Alexandra Helleux wins the 2nd jury prize of Ma Thèse en 180 Secondes Alsace
Alexandra Helleux is a doctoral student at the IGBMC and won the 2nd prize from the jury in Ma thèse en 180 secondes Alsace. The scientist presented her research project on the identification and functioning of a gene responsible for a type of kidney cancer, the TFE3 gene. The aim of her research is to find treatment methods for this type of pathology.
Research into translocation kidney cancer
As a member of the Davidson team and the Malouf subgroup, Alexandra Helleux is interested in translocation kidney cancer, more precisely the types of kidney cancer that involve the TFE3 and TFEB genes. This pathology is characterised by a type of protein called "fusion".
This fusion protein is an abnormal protein derived from a portion of TFE3 associated with a portion of a partner protein produced by an abnormal combination of chromosomes. The formation of this fusion protein is the trigger for tumour formation in the kidney. Thus, the question Alexandra Helleux is focusing on is: "What is the mechanism by which the TFE3 fusion protein leads to the development of kidney cancer?”
Looking at the similarities between the partner proteins to understand the mechanism at play
To better understand the mechanism that promotes the appearance of kidney cancer, Alexandra Helleux wishes to understand the effect of the protein produced by TFE3 on the cell. To do this, the doctoral student suppresses the expression of TFE3 RNA in the kidney using a siRNA, a small RNA element whose purpose is to inhibit the expression of a gene. By doing this, the fusion protein cannot be formed, and the PhD student notes that there is only one parameter that changes in the cell: its clonogenic capacity. The scientist observes that the cell's ability to reproduce using its own resources decreases.
"The link between the inhibition of the cell's clonogenicity and the appearance of cancer is not yet clear. Suppressing the expression of TFE3 does not seem to have any impact on the physiology of the cell", explains Alexandra Helleux. "One hypothesis would be that the molecule produced by TFE3 would then interact with a protein normally present in the cell and it would be this interaction that would lead to the development of a cancer", adds the doctoral student.

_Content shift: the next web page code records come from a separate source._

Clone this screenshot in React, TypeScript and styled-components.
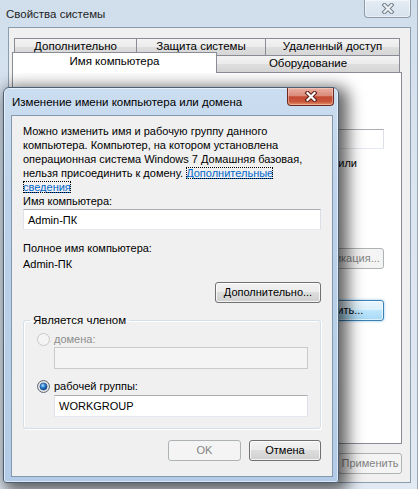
import React from "react";
import styled, { createGlobalStyle, css } from "styled-components";

const GlobalStyle = createGlobalStyle`
  html, body {
    margin: 0;
    padding: 0;
  }
  body {
    width: 418px;
    height: 489px;
    overflow: hidden;
    font-family: "Liberation Sans", Arial, sans-serif;
    font-size: 11px;
    color: #000;
    background: #dbe5f0;
  }
`;

const Desktop = styled.div`
  position: relative;
  width: 418px;
  height: 489px;
  overflow: hidden;
`;

/* ---------- parent window (Свойства системы) ---------- */

const ParentWindow = styled.div`
  width: 418px;
  height: 489px;
  box-sizing: border-box;
  display: flex;
  flex-direction: column;
  border-right: 1px solid #9aa8b8;
  background: linear-gradient(180deg, #d0deec 0%, #dbe5f0 35%, #e1e9f2 100%);
`;

const ParentTitleBar = styled.div`
  height: 27px;
  flex: none;
  display: flex;
  align-items: flex-start;
  justify-content: space-between;
  padding: 0 6px 0 6px;
`;

const TitleText = styled.div<{ $inactive?: boolean }>`
  align-self: center;
  font-size: 11.5px;
  color: ${(p) => (p.$inactive ? "#1e1e1e" : "#000")};
  white-space: nowrap;
`;

const CaptionClose = styled.div<{ $active?: boolean }>`
  width: 47px;
  height: 18px;
  box-sizing: border-box;
  display: flex;
  align-items: center;
  justify-content: center;
  border-radius: 0 0 4px 4px;
  ${(p) =>
    p.$active
      ? css`
          border: 1px solid #6b2a21;
          border-top: none;
          background: linear-gradient(
            180deg,
            #eab0a2 0%,
            #db8b79 45%,
            #c34a32 52%,
            #c9563c 80%,
            #e4946a 100%
          );
          box-shadow: inset 0 0 0 1px rgba(255, 220, 210, 0.45);
        `
      : css`
          border: 1px solid #8f9aa8;
          border-top: none;
          background: linear-gradient(180deg, rgba(255, 255, 255, 0.45), rgba(220, 230, 240, 0.35));
          box-shadow: inset 0 0 0 1px rgba(255, 255, 255, 0.5);
        `}
`;

const ParentBody = styled.div`
  flex: 1;
  display: flex;
  padding: 0 6px 6px 8px;
  min-height: 0;
`;

const ParentClient = styled.div`
  flex: 1;
  display: flex;
  flex-direction: column;
  box-sizing: border-box;
  background: #f0f0f0;
  border: 1px solid #8d9db0;
  padding: 10px 8px 0 3px;
`;

const TabRow = styled.div<{ $indent: number }>`
  display: flex;
  align-items: flex-end;
  height: 17px;
  padding-left: ${(p) => p.$indent}px;
`;

const Tab = styled.div<{ $w: number; $selected?: boolean }>`
  width: ${(p) => p.$w}px;
  box-sizing: border-box;
  border: 1px solid #898c95;
  border-bottom: none;
  text-align: center;
  white-space: nowrap;
  font-size: 11.5px;
  & + & {
    margin-left: -1px;
  }
  ${(p) =>
    p.$selected
      ? css`
          position: relative;
          z-index: 1;
          height: 21px;
          margin-bottom: -1px;
          background: #fff;
          line-height: 17px;
        `
      : css`
          height: 17px;
          line-height: 15px;
          background: linear-gradient(180deg, #f3f3f3 0%, #ebebeb 50%, #dedede 51%, #d6d6d6 100%);
        `}
`;

const TabPanel = styled.div`
  height: 372px;
  box-sizing: border-box;
  border: 1px solid #898c95;
  background: #fff;
  display: flex;
  flex-direction: column;
  align-items: flex-end;
  padding-right: 17px;
`;

const DescriptionField = styled.div`
  margin-top: 56px;
  width: 240px;
  height: 20px;
  box-sizing: border-box;
  border: 1px solid;
  border-color: #abadb3 #dbdfe6 #e3e9ef #e2e3ea;
  background: #fff;
`;

const HintText = styled.div`
  margin-top: 7px;
  margin-right: 27px;
  line-height: 14px;
  white-space: nowrap;
`;

const ApplyRow = styled.div`
  display: flex;
  justify-content: flex-end;
  margin-top: 9px;
`;

/* ---------- shared controls ---------- */

type ButtonKind = "normal" | "disabled" | "focus";

const Button = styled.div<{ $w: number; $kind?: ButtonKind; $top?: number }>`
  width: ${(p) => p.$w}px;
  height: 21px;
  box-sizing: border-box;
  flex: none;
  margin-top: ${(p) => p.$top ?? 0}px;
  border-radius: 3px;
  text-align: center;
  line-height: 19px;
  white-space: nowrap;
  overflow: hidden;
  ${(p) =>
    p.$kind === "disabled"
      ? css`
          border: 1px solid #adb2b5;
          background: #f4f4f4;
          color: #838383;
        `
      : p.$kind === "focus"
      ? css`
          border: 1px solid #3c7fb1;
          background: linear-gradient(180deg, #eaf6fd 0%, #d9f0fc 49%, #bee6fd 50%, #a7d9f5 100%);
          box-shadow: inset 0 0 0 1px rgba(255, 255, 255, 0.6), 0 0 3px rgba(60, 160, 230, 0.6);
          color: #000;
        `
      : css`
          border: 1px solid #707070;
          background: linear-gradient(180deg, #f2f2f2 0%, #ebebeb 49%, #dddddd 50%, #cfcfcf 100%);
          box-shadow: inset 0 0 0 1px rgba(255, 255, 255, 0.75);
          color: #000;
        `}
`;

const TextBox = styled.div<{ $disabled?: boolean; $h?: number }>`
  height: ${(p) => p.$h ?? 21}px;
  box-sizing: border-box;
  padding-left: 4px;
  display: flex;
  align-items: center;
  white-space: nowrap;
  border: 1px solid;
  ${(p) =>
    p.$disabled
      ? css`
          border-color: #cacaca;
          background: #f4f4f4;
        `
      : css`
          border-color: #abadb3 #dbdfe6 #e3e9ef #e2e3ea;
          background: #fff;
        `}
`;

/* ---------- child dialog ---------- */

const Dialog = styled.div`
  position: absolute;
  left: 3px;
  top: 87px;
  width: 336px;
  height: 396px;
  box-sizing: border-box;
  display: flex;
  flex-direction: column;
  padding: 0 5px 5px 7px;
  border: 1px solid #4d5f73;
  border-radius: 6px 6px 3px 3px;
  background: linear-gradient(180deg, #cbddf0 0%, #bcd2ea 30%, #b3cbe6 100%);
  box-shadow: 5px 4px 16px 4px rgba(0, 0, 0, 0.62), inset 0 0 0 1px rgba(255, 255, 255, 0.55);
`;

const DialogTitleBar = styled.div`
  height: 27px;
  flex: none;
  display: flex;
  align-items: flex-start;
  justify-content: space-between;
  padding-left: 1px;
  margin-right: -1px;
`;

const DialogClient = styled.div`
  flex: 1;
  box-sizing: border-box;
  display: flex;
  flex-direction: column;
  background: #f0f0f0;
  border: 1px solid #8497ad;
  padding: 8px 11px 0 11px;
`;

const Intro = styled.div`
  line-height: 14px;
  white-space: nowrap;
`;

const Link = styled.span`
  color: #0066cc;
  text-decoration: underline;
  outline: 1px dotted #000;
  outline-offset: -1px;
`;

const Label = styled.div<{ $top?: number }>`
  line-height: 14px;
  margin-top: ${(p) => p.$top ?? 0}px;
  white-space: nowrap;
`;

const FieldGap = styled.div<{ $top: number; $indent?: number }>`
  margin-top: ${(p) => p.$top}px;
  margin-left: ${(p) => p.$indent ?? 0}px;
`;

const RightRow = styled.div<{ $top: number }>`
  display: flex;
  justify-content: flex-end;
  gap: 8px;
  margin-top: ${(p) => p.$top}px;
`;

const GroupBox = styled.fieldset`
  margin: 10px 0 0 0;
  padding: 5px 12px 11px 13px;
  border: 1px solid #d5dfe5;
  border-radius: 3px;
  box-shadow: inset 1px 1px 0 #fff, 1px 1px 0 #fff;
  min-width: 0;
`;

const GroupLegend = styled.legend`
  padding: 0 3px;
  margin-left: -7px;
  line-height: 14px;
  font-size: 11.5px;
`;

const RadioRow = styled.div<{ $top?: number; $disabled?: boolean }>`
  display: flex;
  align-items: center;
  gap: 4px;
  height: 14px;
  margin-top: ${(p) => p.$top ?? 0}px;
  color: ${(p) => (p.$disabled ? "#8d8d8d" : "#000")};
  white-space: nowrap;
`;

/* ---------- drawings ---------- */

const CloseGlyph = ({ active }: { active?: boolean }) => (
  <svg width="14" height="11" viewBox="0 0 14 11">
    <path
      d="M3.5 2 L10.5 9 M10.5 2 L3.5 9"
      stroke={active ? "#5b1e16" : "#74808d"}
      strokeWidth="4.2"
      strokeLinecap="square"
      fill="none"
    />
    <path
      d="M3.5 2 L10.5 9 M10.5 2 L3.5 9"
      stroke={active ? "#ffffff" : "#eef1f4"}
      strokeWidth="2.2"
      strokeLinecap="square"
      fill="none"
    />
  </svg>
);

const RadioIcon = ({ checked, disabled }: { checked?: boolean; disabled?: boolean }) => (
  <svg width="13" height="13" viewBox="0 0 13 13">
    <defs>
      <radialGradient id="rbOn" cx="0.5" cy="0.5" r="0.6">
        <stop offset="0" stopColor="#ffffff" />
        <stop offset="1" stopColor="#d6d6d6" />
      </radialGradient>
      <radialGradient id="rbDot" cx="0.4" cy="0.35" r="0.65">
        <stop offset="0" stopColor="#b9e4ff" />
        <stop offset="0.45" stopColor="#2f86d6" />
        <stop offset="1" stopColor="#0c3f7e" />
      </radialGradient>
    </defs>
    {disabled ? (
      <circle cx="6.5" cy="6.5" r="6" fill="#f4f4f4" stroke="#c8c8c8" />
    ) : (
      <circle cx="6.5" cy="6.5" r="6" fill="url(#rbOn)" stroke="#5e6a76" />
    )}
    {checked && <circle cx="6.5" cy="6.5" r="3.6" fill="url(#rbDot)" stroke="#1d4f86" strokeWidth="0.6" />}
  </svg>
);

export default function App() {
  return (
    <Desktop>
      <GlobalStyle />
      <ParentWindow>
        <ParentTitleBar>
          <TitleText $inactive>Свойства системы</TitleText>
          <CaptionClose>
            <CloseGlyph />
          </CaptionClose>
        </ParentTitleBar>
        <ParentBody>
          <ParentClient>
            <TabRow $indent={2}>
              <Tab $w={123}>Дополнительно</Tab>
              <Tab $w={130}>Защита системы</Tab>
              <Tab $w={135}>Удаленный доступ</Tab>
            </TabRow>
            <TabRow $indent={0}>
              <Tab $w={205} $selected>
                Имя компьютера
              </Tab>
              <Tab $w={184}>Оборудование</Tab>
            </TabRow>
            <TabPanel>
              <DescriptionField />
              <HintText>Например: "Компьютер в гостиной" или</HintText>
              <Button $w={100} $kind="disabled" $top={78}>
                Идентификация...
              </Button>
              <Button $w={100} $kind="focus" $top={31}>
                Изменить...
              </Button>
            </TabPanel>
            <ApplyRow>
              <Button $w={64} $kind="disabled">
                Применить
              </Button>
            </ApplyRow>
          </ParentClient>
        </ParentBody>
      </ParentWindow>

      <Dialog>
        <DialogTitleBar>
          <TitleText>Изменение имени компьютера или домена</TitleText>
          <CaptionClose $active>
            <CloseGlyph active />
          </CaptionClose>
        </DialogTitleBar>
        <DialogClient>
          <Intro>
            Можно изменить имя и рабочую группу данного
            <br />
            компьютера. Компьютер, на котором установлена
            <br />
            операционная система Windows 7 Домашняя базовая,
            <br />
            нельзя присоединить к домену. <Link>Дополнительные</Link>
            <br />
            <Link>сведения</Link>
          </Intro>
          <Label>Имя компьютера:</Label>
          <FieldGap $top={1}>
            <TextBox>Admin-ПК</TextBox>
          </FieldGap>
          <Label $top={11}>Полное имя компьютера:</Label>
          <Label $top={2}>Admin-ПК</Label>
          <RightRow $top={11}>
            <Button $w={106}>Дополнительно...</Button>
          </RightRow>
          <GroupBox>
            <GroupLegend>Является членом</GroupLegend>
            <RadioRow $disabled>
              <RadioIcon disabled />
              домена:
            </RadioRow>
            <FieldGap $top={1} $indent={17}>
              <TextBox $disabled $h={22} />
            </FieldGap>
            <RadioRow $top={10}>
              <RadioIcon checked />
              рабочей группы:
            </RadioRow>
            <FieldGap $top={2} $indent={17}>
              <TextBox $h={22}>WORKGROUP</TextBox>
            </FieldGap>
          </GroupBox>
          <RightRow $top={11}>
            <Button $w={73} $kind="disabled">
              OK
            </Button>
            <Button $w={72}>Отмена</Button>
          </RightRow>
        </DialogClient>
      </Dialog>
    </Desktop>
  );
}
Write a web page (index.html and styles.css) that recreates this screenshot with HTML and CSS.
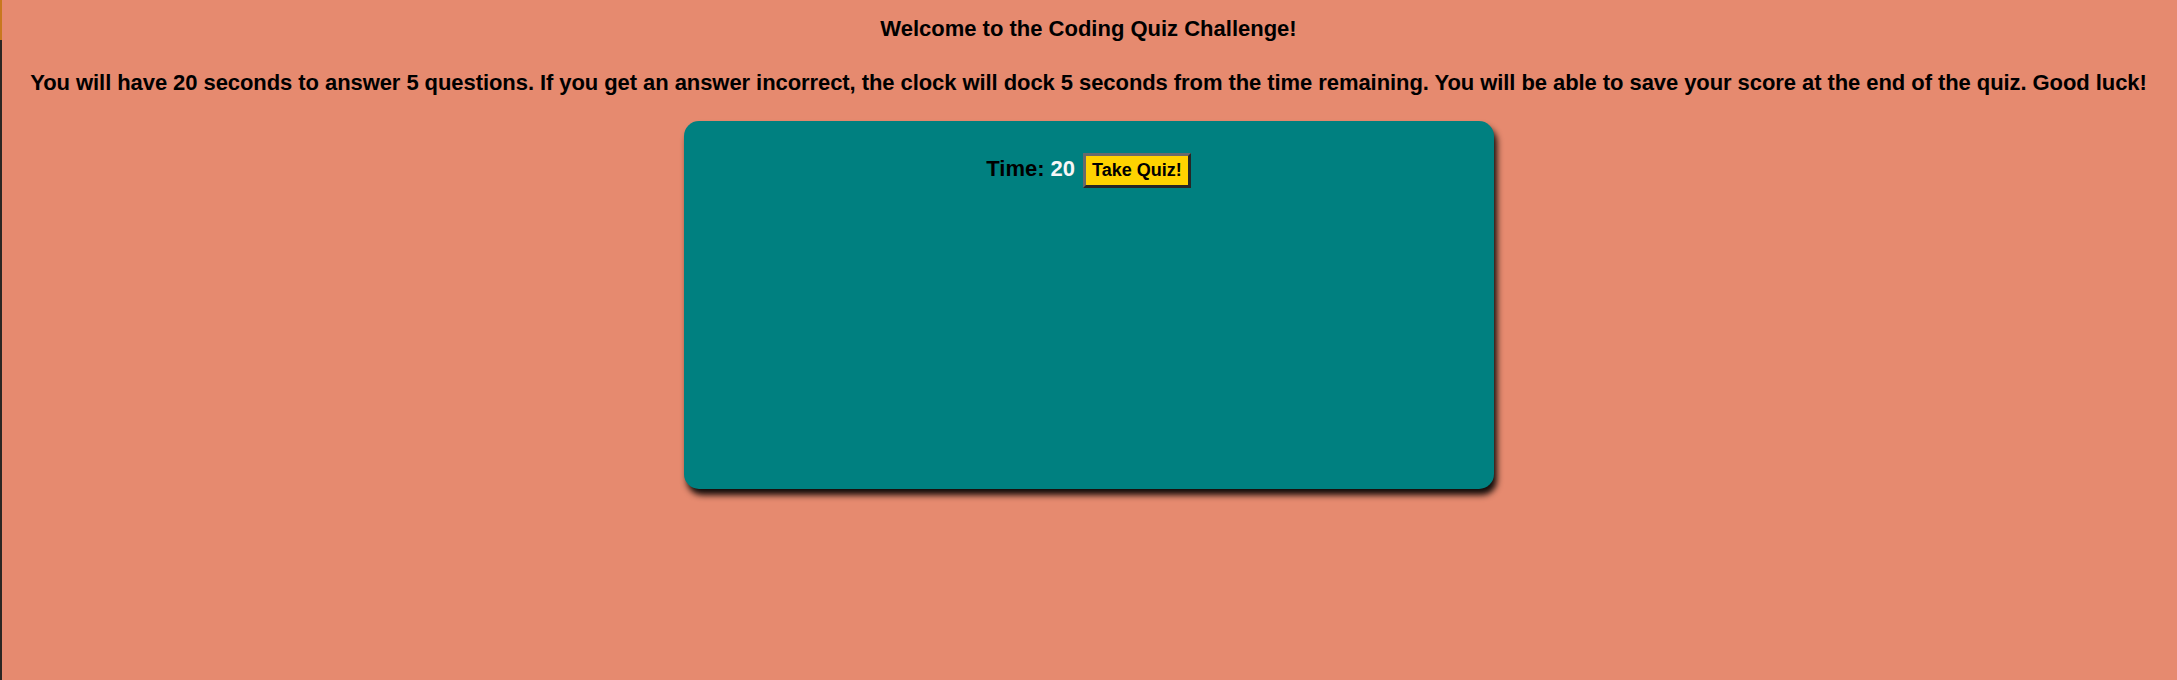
FILE: index.html
```html
<!DOCTYPE html>
<html lang="en">
<head>
<meta charset="utf-8">
<title>Coding Quiz</title>
<link rel="stylesheet" href="styles.css">
</head>
<body>
<header class="intro">
  <h1 class="title">Welcome to the Coding Quiz Challenge!</h1>
  <p class="rules">You will have 20 seconds to answer 5 questions. If you get an answer incorrect, the clock will dock 5 seconds from the time remaining. You will be able to save your score at the end of the quiz. Good luck!</p>
</header>
<main class="card">
  <div class="timer-row">
    <span class="timer-label">Time:</span>
    <span class="timer-value">20</span>
    <button class="start-btn" type="button">Take Quiz!</button>
  </div>
</main>
</body>
</html>
```
FILE: styles.css
```css
html {
  background: #e68a6f;
}

body {
  margin: 0;
  min-height: 680px;
  background: #e68a6f;
  color: #000;
  font-family: "Liberation Sans", Arial, sans-serif;
  font-weight: bold;
  font-size: 22px;
  line-height: 25px;
  text-align: center;
  position: relative;
}

body::before {
  content: "";
  position: absolute;
  left: 0;
  top: 0;
  width: 2px;
  height: 100%;
  background: linear-gradient(#c8781e 0 40px, #2b2622 40px);
}

.intro {
  padding-top: 16px;
}

.title {
  margin: 0;
  font-size: 22px;
  line-height: 25px;
  font-weight: bold;
}

.rules {
  margin: 29px 0 0;
  letter-spacing: -0.07px;
  white-space: nowrap;
}

.card {
  box-sizing: border-box;
  width: 810px;
  height: 368px;
  margin: 26px auto 0;
  padding-top: 32px;
  background: #008080;
  border-radius: 15px;
  box-shadow: 3px 6px 6px rgba(0, 0, 0, 0.92);
}

.timer-row {
  display: flex;
  justify-content: center;
  align-items: baseline;
  gap: 6px;
}

.timer-value {
  color: #f7f7f7;
}

.start-btn {
  margin-left: 2px;
  height: 35px;
  padding: 0 6px;
  box-sizing: border-box;
  background: #ffd300;
  color: #000;
  font-family: "Liberation Sans", Arial, sans-serif;
  font-weight: bold;
  font-size: 18px;
  line-height: 29px;
  border: 3px solid;
  border-color: #6a6a6a #262626 #262626 #6a6a6a;
  border-radius: 0;
  cursor: pointer;
}
```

Another hypothesis formulated by the researcher relates to the conditions of the experiment. In fact, under laboratory conditions, the cell is given "simplified access to glucose in sufficient quantity". By reducing this quantity, she expects to see other effects appear.
Better understanding of the mechanism of kidney cancer formation through the animal model
In collaboration with the ICS, Alexandra Helleux is also launching an experiment to overexpress the TFE3 and TFEB genes in the kidney to observe the effects of this overexpression on tumour formation, life span and overall survival in animal models.
With 4 different mouse models involved in the study, the study will ensure that overexpression of the TFE3 fusion proteins and the TFEB protein specifically in the kidney does lead to tumour formation. Once this has been established, an overall survival experiment will be used to assess the time to tumour formation and to collect the kidneys. The aim is to perform DNA, RNA and single-cell analyses to identify early and late mechanisms of tumour formation in mice.
In addition, if the scientist can identify a mechanism that can be modulated at the cell level in the laboratory, the production of the models will make it possible to test the effectiveness of elements to inhibit cancer formation. The production of mouse models makes it possible to understand the impact on the tumour microenvironment, information that cannot be obtained in cell culture. It is particularly important in the case studied by Alexandra Helleux because, depending on the fusion protein observed, the immune infiltration in the tumours may not be the same in the patients.
Alexandra Helleux, with two degrees in chemistry and biotechnology, is doing her thesis at the IGBMC
Alexandra Helleux has a degree in chemistry and biotechnology and studied at the ECPM in Cronenbourg and the ESBS in Illkirch. After completing an internship at Matis in Rekjiavic, Iceland, she joined the IGBMC as an engineer in 2019. Initially specialised in single-cell methodology, she passed the doctoral school competition in July 2019. She obtained her PhD and started her thesis in October of the same year.